I really hesitated to post this review. I read this book several months ago, before it was published, with a Reader’s Advance copy. As a fan of Kate Quinn I couldn’t wait to read it and, typical of Quinn’s other titles, I couldn’t put it down. Since then, the world has changed dramatically and, while this book takes place in 1941 during World War II, the locations and circumstances are eerily, heartbreakingly similar to the current situation in Ukraine. Please read with caution.
All Mila Pavlichenko wants to do with her life is study, work as an archivist and raise her son. Unfortunately, history intervenes and she is forced into a role she never wanted when Germany invades her homeland in World War II in The Diamond Eye by Kate Quinn.
While war had been simmering for months, Germany’s invasion into the Soviet Union is sudden and brutal. Mila’s careful and ordered life is thrown into chaos and she volunteers for the army almost immediately. Having been part of a shooting club while in school, she already knows how to shoot. Her sharp eye and steady hand soon advance her to sniper and she is soon recognized as one of the best. Mila is tough, determined and nearly fearless making daring forays into enemy territory to hit the enemy at it’s weakest points.
Her job is also incredibly dangerous. More than once Mila is shot as the Germans learn how to locate and eliminate the snipers that harass their troops. The Germans refer to her as Lady Death, a lethal hunter of Nazis. She also suffers the loss of fellow soldiers, many of whom she has relied on to watch her back and provide back-up. Yet the war grinds on, bloody and unforgiving.
When Mila records her three hundredth kill she is declared a national heroine and the Soviet government pulls her from the battlefields and sends her on a goodwill tour of America. Still suffering from serious wounds and devastated by loss, Mila is leery of and isolated from the glittering world of Washington, DC, so shockingly different from the battlefields. She strikes up an unexpected friendship with First Lady Eleanor Roosevelt – who seems to understand that Mila is worn down by grief behind the facade of the perfect Soviet soldier – and is then thrust into a deadly duel with another sniper.
As with Kate Quinn’s other titles (The Alice Network, The Huntress and The Rose Code), The Diamond Eye is based on a true story about an incredibly strong-willed woman who sets aside her own personal comfort to defend and protect. It is sharp and fast-moving and frequently devastating, a reflection of the sacrifice shown in the book.

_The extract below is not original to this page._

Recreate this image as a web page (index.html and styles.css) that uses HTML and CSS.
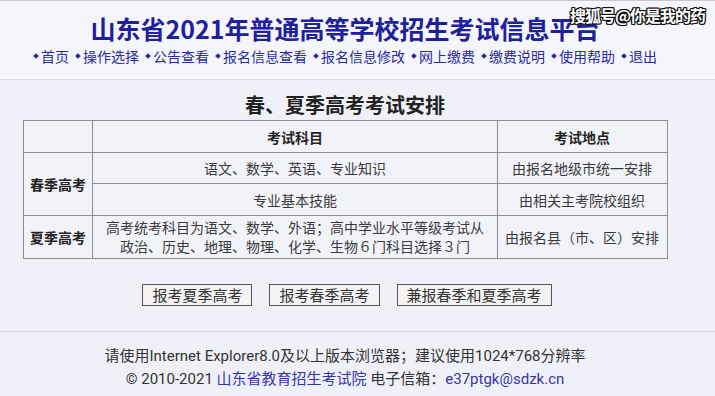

The reason I had so many doubts about posting the review is that it takes place in Ukraine (although Ukraine was part of the Soviet Union during World War II) and much of the action takes place in Kyiv and Odessa. It is different governments and different enemies, but here is Ukraine in 2022, fighting again for their homeland and suffering devastating losses. It is difficult to read now, but it is also a reminder of how history repeats itself and how freedom and democracy are never a sure thing, but must be defended always.